Look through the data for the string "components". Copy every line where it is found.

* [Records to process]
───
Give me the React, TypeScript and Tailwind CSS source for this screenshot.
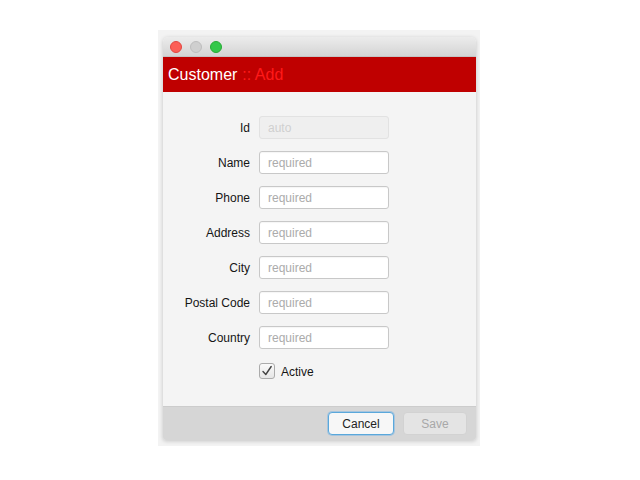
───
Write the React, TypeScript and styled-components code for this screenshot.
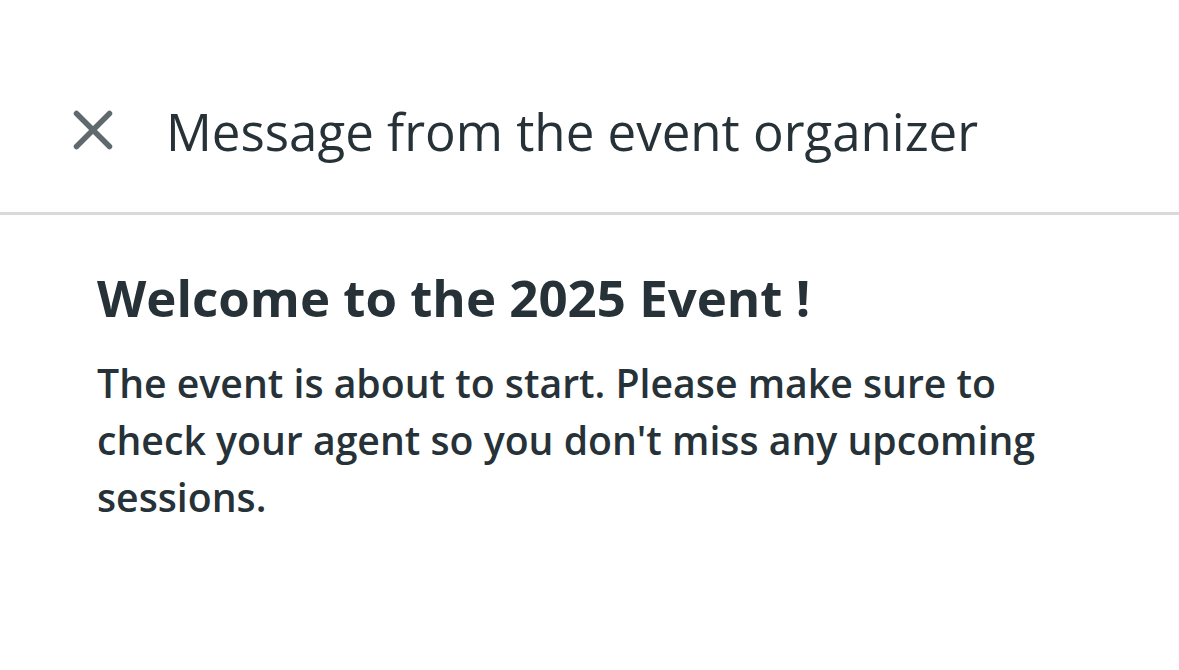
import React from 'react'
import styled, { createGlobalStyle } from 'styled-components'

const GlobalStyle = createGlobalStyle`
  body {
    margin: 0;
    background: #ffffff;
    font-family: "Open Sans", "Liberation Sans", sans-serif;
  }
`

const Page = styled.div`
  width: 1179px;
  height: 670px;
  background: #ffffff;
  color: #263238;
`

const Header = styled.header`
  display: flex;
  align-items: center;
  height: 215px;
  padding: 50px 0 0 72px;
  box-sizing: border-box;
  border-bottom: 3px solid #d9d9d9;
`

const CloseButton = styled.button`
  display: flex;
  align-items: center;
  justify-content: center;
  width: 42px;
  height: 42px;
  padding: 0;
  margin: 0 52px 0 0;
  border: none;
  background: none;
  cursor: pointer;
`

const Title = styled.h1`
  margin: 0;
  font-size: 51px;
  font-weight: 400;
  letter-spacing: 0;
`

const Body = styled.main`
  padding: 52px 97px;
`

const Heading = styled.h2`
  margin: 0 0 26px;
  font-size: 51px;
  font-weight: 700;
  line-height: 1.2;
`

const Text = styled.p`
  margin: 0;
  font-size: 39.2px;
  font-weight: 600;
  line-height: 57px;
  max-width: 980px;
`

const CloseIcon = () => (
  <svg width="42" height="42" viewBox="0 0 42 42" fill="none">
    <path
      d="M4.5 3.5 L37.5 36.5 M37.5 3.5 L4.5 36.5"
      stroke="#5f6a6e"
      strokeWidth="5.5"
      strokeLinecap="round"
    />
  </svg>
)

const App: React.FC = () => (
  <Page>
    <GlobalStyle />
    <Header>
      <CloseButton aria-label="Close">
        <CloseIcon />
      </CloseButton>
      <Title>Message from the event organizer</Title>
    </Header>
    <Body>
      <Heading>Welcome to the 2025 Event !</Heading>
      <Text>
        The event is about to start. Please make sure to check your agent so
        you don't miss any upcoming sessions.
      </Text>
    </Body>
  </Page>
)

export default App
───
* [Exercise solution]
Write the React, TypeScript and styled-components code for this screenshot.
import styled, { createGlobalStyle } from 'styled-components'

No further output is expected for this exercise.